Written by: Suchetan R S
We as humans are pushing our limits in space exploration and are crossing the boundaries we never thought we would. But every time we blast off that 1.5 kilo-ton machine into space we incur huge costs. This limits our capabilities since the world runs on economic gain after all.
Due to this huge requirement of energy, every rocket with the payload we try to put into orbit is nearly 90% fuel. The actual payload is just 4% of the total mass. 
Over the years, scientists have found many ingenious ways to overcome this barrier. One of the most ingenious solutions is the use of skyhooks or tethers!
In layman’s terms, it is a sort of a rotating hook that is orbiting our planet. It is one of the most amazing applications of putting orbital energy to use.
Look at the illustration to get an intuitive idea about what tethers look like and how they function. In traditional rocket launches, the rocket is blasted off in order to reach the escape velocity of 11.2 km/s and escape the earth’s orbit. With a tether in place, things work a little differently. The bottom tip of the tether would be racing at about 4,000 km/hr through the uppermost layers of the atmosphere.

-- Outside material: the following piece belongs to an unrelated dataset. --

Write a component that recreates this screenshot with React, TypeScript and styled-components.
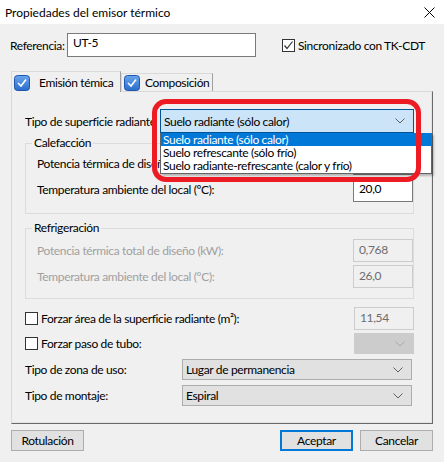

We would have several opportunities to catch the bottom end of the tether. When the bottom end of the tether reaches the top most point, the task at hand would be to screw off from the tether and use the momentum to swing off and position ourselves into a higher orbit. Tethers can effectively reduce costs to position satellites into LEO (Low-earth orbit) by more than 50%.
A little more information about how a momentum-exchange tether (MXT) works: In simple words, the working is purely based on conservation of angular momentum. For example, as the tether passes through the perigee it’s COM would be moving at 8.9km/s with the tip velocity being 1.2 km/s. the orbital velocity of the payload must be ensured to be 7.7km/s. Since the motion of the tip of the tether and the spacecraft are opposite in nature, it ensures there is zero relative velocity between the center of mass of MXT and the payload just before the attachment which will lead to a successful catch of the payload. Once this is done, the MXT loses energy and assumes a lower orbit while the payload gains this energy. The payload gains the velocity equal to twice the velocity of its tip which in the illustrated case would be 2.4km/s which is the typical ΔV required for a GTO (Geosynchronous-transfer orbit) through perigee burn (Hoffman Transfer orbit). This gain is almost instantaneous and much faster than the conventional chemical propulsion. The figure illustrates this diagrammatically.

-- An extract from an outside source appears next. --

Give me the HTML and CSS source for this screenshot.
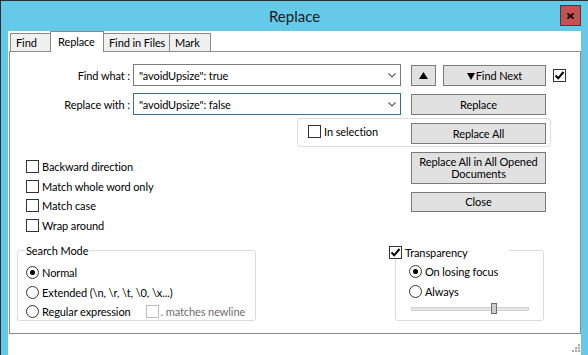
FILE: index.html
```html
<!DOCTYPE html>
<html>
<head>
<meta charset="utf-8">
<link rel="stylesheet" href="styles.css">
</head>
<body>
<div class="window">
  <div class="titlebar">
    <div class="title">Replace</div>
    <div class="close"><svg width="7" height="6" viewBox="0 0 7 6"><path d="M0.5 0.5 L6.5 5.5 M6.5 0.5 L0.5 5.5" stroke="#000" stroke-width="1.8"/></svg></div>
  </div>
  <div class="client">
    <div class="tabs">
      <div class="tab t-find">Find</div>
      <div class="tab active t-replace">Replace</div>
      <div class="tab t-files">Find in Files</div>
      <div class="tab t-mark">Mark</div>
    </div>
    <div class="panel">
      <div class="row row1">
        <div class="lbl">Find what :</div>
        <div class="combo"><span>"avoidUpsize": true</span><svg class="chev" width="8" height="5" viewBox="0 0 8 5"><path d="M0.5 0.5 L4 4 L7.5 0.5" fill="none" stroke="#606060" stroke-width="1.2"/></svg></div>
        <button class="btn up"><svg width="9" height="7" viewBox="0 0 9 7"><polygon points="4.5,0 9,7 0,7" fill="#000"/></svg></button>
        <button class="btn next"><svg width="8" height="7" viewBox="0 0 8 7"><polygon points="0,0 8,0 4,7" fill="#000"/></svg><span>Find Next</span></button>
        <span class="cb checked"><svg width="11" height="11" viewBox="0 0 11 11"><path d="M1.5 5.5 L4.2 8.3 L9.5 2" fill="none" stroke="#000" stroke-width="2"/></svg></span>
      </div>
      <div class="row row2">
        <div class="lbl">Replace with :</div>
        <div class="combo focus"><span>"avoidUpsize": false</span><svg class="chev" width="8" height="5" viewBox="0 0 8 5"><path d="M0.5 0.5 L4 4 L7.5 0.5" fill="none" stroke="#606060" stroke-width="1.2"/></svg></div>
        <button class="btn wide">Replace</button>
      </div>
      <div class="selgroup">
        <div class="selcheck"><span class="cb"></span><span class="cbtext">In selection</span></div>
        <button class="btn wide">Replace All</button>
      </div>
      <div class="mid">
        <div class="opts">
          <div class="opt"><span class="cb"></span><span class="cbtext">Backward direction</span></div>
          <div class="opt"><span class="cb"></span><span class="cbtext">Match whole word only</span></div>
          <div class="opt"><span class="cb"></span><span class="cbtext">Match case</span></div>
          <div class="opt"><span class="cb"></span><span class="cbtext">Wrap around</span></div>
        </div>
        <div class="rbtns">
          <button class="btn wide tall">Replace All in All Opened<br>Documents</button>
          <button class="btn wide closebtn">Close</button>
        </div>
      </div>
      <div class="bottom">
        <div class="group search">
          <div class="legend">Search Mode</div>
          <div class="radio r1"><span class="rb on"><span class="dot"></span></span><span class="cbtext">Normal</span></div>
          <div class="radio"><span class="rb"></span><span class="cbtext">Extended (\n, \r, \t, \0, \x...)</span></div>
          <div class="radio r3"><span class="rb"></span><span class="cbtext">Regular expression</span><span class="cb disabled"></span><span class="cbtext dis">. matches newline</span></div>
        </div>
        <div class="group trans">
          <div class="legend tlegend"><span class="cb checked"><svg width="11" height="11" viewBox="0 0 11 11"><path d="M1.5 5.5 L4.2 8.3 L9.5 2" fill="none" stroke="#000" stroke-width="2"/></svg></span><span class="cbtext">Transparency</span></div>
          <div class="radio tr1"><span class="rb on"><span class="dot"></span></span><span class="cbtext">On losing focus</span></div>
          <div class="radio tr2"><span class="rb"></span><span class="cbtext">Always</span></div>
          <div class="slider"><span class="track left"></span><span class="thumb"></span><span class="track right"></span></div>
        </div>
      </div>
    </div>
    <div class="status">
      <svg width="10" height="10" viewBox="0 0 10 10"><g fill="#a8a8a8"><rect x="8" y="0" width="2" height="2"/><rect x="5" y="3" width="2" height="2"/><rect x="8" y="3" width="2" height="2"/><rect x="2" y="6" width="2" height="2"/><rect x="5" y="6" width="2" height="2"/><rect x="8" y="6" width="2" height="2"/></g></svg>
    </div>
  </div>
</div>
</body>
</html>
```

FILE: styles.css
```css
html, body {
  margin: 0;
  padding: 0;
}
body {
  width: 588px;
  height: 355px;
  overflow: hidden;
  font-family: Lato, "Liberation Sans", sans-serif;
  font-size: 11px;
  letter-spacing: -0.1px;
  color: #000;
}
.window {
  width: 588px;
  height: 355px;
  box-sizing: border-box;
  border-top: 1px solid #2e2e2e;
  border-left: 1px solid #2e2e2e;
  background: #65c9e8;
  padding: 0 7px;
  display: flex;
  flex-direction: column;
}
.titlebar {
  height: 30px;
  margin: 0 -7px;
  display: grid;
  grid-template-columns: 1fr auto 1fr;
  align-items: start;
  flex: none;
}
.title {
  grid-column: 2;
  font-size: 15px;
  letter-spacing: 0;
  line-height: 30px;
  color: #1b1b1b;
}
.close {
  grid-column: 3;
  justify-self: end;
  margin: 4px 7px 0 0;
  width: 21px;
  height: 21px;
  box-sizing: border-box;
  background: #c75050;
  border: 1px solid #3e3e3e;
  display: flex;
  align-items: center;
  justify-content: center;
}
.client {
  flex: 1;
  background: #fff;
  display: flex;
  flex-direction: column;
}
.tabs {
  display: flex;
  align-items: flex-end;
  height: 20px;
  padding-left: 2px;
  flex: none;
}
.tab {
  box-sizing: border-box;
  height: 18px;
  border: 1px solid #898989;
  border-bottom: none;
  background: #f0f0f0;
  padding-left: 5px;
  line-height: 18px;
  white-space: nowrap;
}
.tab + .tab {
  margin-left: -1px;
}
.t-find { width: 41px; }
.t-replace { width: 54px; }
.t-files { width: 67px; }
.t-mark { width: 42px; }
.tab.active {
  height: 21px;
  margin-bottom: -1px;
  background: #fff;
  position: relative;
  z-index: 1;
  padding-left: 7px;
  line-height: 19px;
}
.panel {
  box-sizing: border-box;
  margin-left: 1px;
  height: 283px;
  border: 1px solid #8c8c8c;
  flex: none;
}
.row {
  display: flex;
  align-items: center;
  height: 22px;
}
.row1 { margin-top: 12px; }
.row2 { margin-top: 7px; }
.lbl {
  width: 120px;
  text-align: right;
  white-space: nowrap;
}
.combo {
  margin-left: 3px;
  width: 268px;
  height: 22px;
  box-sizing: border-box;
  border: 1px solid #7a7a7a;
  display: flex;
  align-items: center;
  justify-content: space-between;
  padding: 0 4px 0 5px;
  white-space: nowrap;
}
.combo.focus {
  border-color: #3a6e9c;
}
.chev { flex: none; }
.btn {
  box-sizing: border-box;
  height: 21px;
  border: 1px solid #7a7a7a;
  background: #e1e1e1;
  font: inherit;
  letter-spacing: inherit;
  color: #000;
  padding: 0;
  margin: 0;
  display: flex;
  align-items: center;
  justify-content: center;
  line-height: 12px;
}
.row .btn { margin-top: 1px; }
.up { margin-left: 10px; width: 25px; }
.next { margin-left: 7px; width: 103px; gap: 1px; }
.next svg { margin-top: 1px; }
.row2 .wide { margin-left: 10px; }
.wide { width: 135px; }
.cb {
  display: inline-flex;
  align-items: center;
  justify-content: center;
  width: 13px;
  height: 13px;
  box-sizing: border-box;
  border: 1px solid #333;
  background: #fff;
  flex: none;
}
.row1 .cb { margin-left: 7px; }
.cb.disabled { border-color: #bcbcbc; }
.cbtext {
  margin-left: 3px;
  white-space: nowrap;
}
.cbtext.dis { color: #6d6d6d; margin-left: 2px; }
.selgroup {
  box-sizing: border-box;
  margin: 3px 0 0 287px;
  width: 254px;
  height: 29px;
  border: 1px solid #dcdcdc;
  border-radius: 3px;
  display: flex;
  align-items: flex-start;
  padding-top: 4px;
}
.selcheck {
  width: 113px;
  box-sizing: border-box;
  padding-left: 10px;
  display: flex;
  align-items: center;
  height: 21px;
  margin-top: -2px;
}
.selgroup .btn { height: 21px; }
.mid {
  display: grid;
  grid-template-columns: 401px 135px;
  height: 103px;
}
.opts {
  padding-left: 16px;
  padding-top: 9.75px;
}
.opt {
  display: flex;
  align-items: center;
  height: 19.5px;
}
.rbtns {
  padding-top: 5px;
}
.tall {
  height: 32px;
  margin-bottom: 8px;
  line-height: 12px;
}
.closebtn { height: 20px; }
.bottom {
  display: flex;
  align-items: flex-start;
}
.group {
  box-sizing: border-box;
  height: 71px;
  border: 1px solid #dcdcdc;
  border-radius: 3px;
}
.search {
  margin-left: 7px;
  width: 239px;
}
.trans {
  margin-left: 139px;
  width: 149px;
}
.legend {
  display: flex;
  align-items: center;
  width: max-content;
  height: 14px;
  margin-top: -8px;
  margin-left: 7px;
  padding: 0 2px 0 1px;
  background: #fff;
  white-space: nowrap;
}
.tlegend {
  margin-top: -6px;
  margin-left: -7px;
  width: 120px;
  padding: 0;
  box-sizing: border-box;
}
.radio {
  display: flex;
  align-items: center;
  height: 20px;
  padding-left: 8px;
}
.radio.r1 { margin-top: 5px; }
.radio.r3 { height: 19px; }
.r3 .cb { margin-left: 15px; }
.trans .radio { padding-left: 13px; }
.trans .tr1 { margin-top: 2px; }
.rb {
  display: inline-flex;
  align-items: center;
  justify-content: center;
  width: 13px;
  height: 13px;
  box-sizing: border-box;
  border: 1px solid #333;
  border-radius: 50%;
  background: #fff;
  flex: none;
}
.dot {
  width: 5px;
  height: 5px;
  border-radius: 50%;
  background: #000;
}
.slider {
  display: flex;
  align-items: center;
  height: 11px;
  margin: 2px 0 0 15px;
}
.track {
  box-sizing: border-box;
  height: 4px;
  background: #e7e7e7;
  border: 1px solid #d0d0d0;
}
.track.left { width: 80px; border-right: none; }
.track.right { width: 32px; border-left: none; }
.thumb {
  box-sizing: border-box;
  width: 6px;
  height: 11px;
  background: #cdcdcd;
  border: 1px solid #6f6f6f;
}
.status {
  flex: 1;
  display: flex;
  justify-content: flex-end;
  align-items: flex-end;
  padding: 0 1px 1px 0;
}
```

This innovation, once mastered has countless applications. For example, an electrodynamic tether could be constructed. This 20 km long tether would be made of a conducting material which could produce 15-30 kW of power using the earth’s magnetic field (An effective application of Lorentz force). This could be used to power on-board experiments of many satellites.
Tethers are not all easy to build, they have limitations as well. Objects in the low-earth orbit are subjected to noticeable erosion from atomic oxygen due to their high orbital speed with which the molecules strike. The space is filled with micrometeorites and space junk. Although these are being tracked on radar and have predictable orbits, a large piece could easily cut most tethers. Apart from these, there is radiation, including UV radiation which tend to degrade tethers and reduce its life span.
There have been many successful space tether missions in the past including the SEDS-2 and the PMG missions . With technology advancing at a pace faster than ever before, there is nothing stopping us from building a successful MXT tether to lift off into space.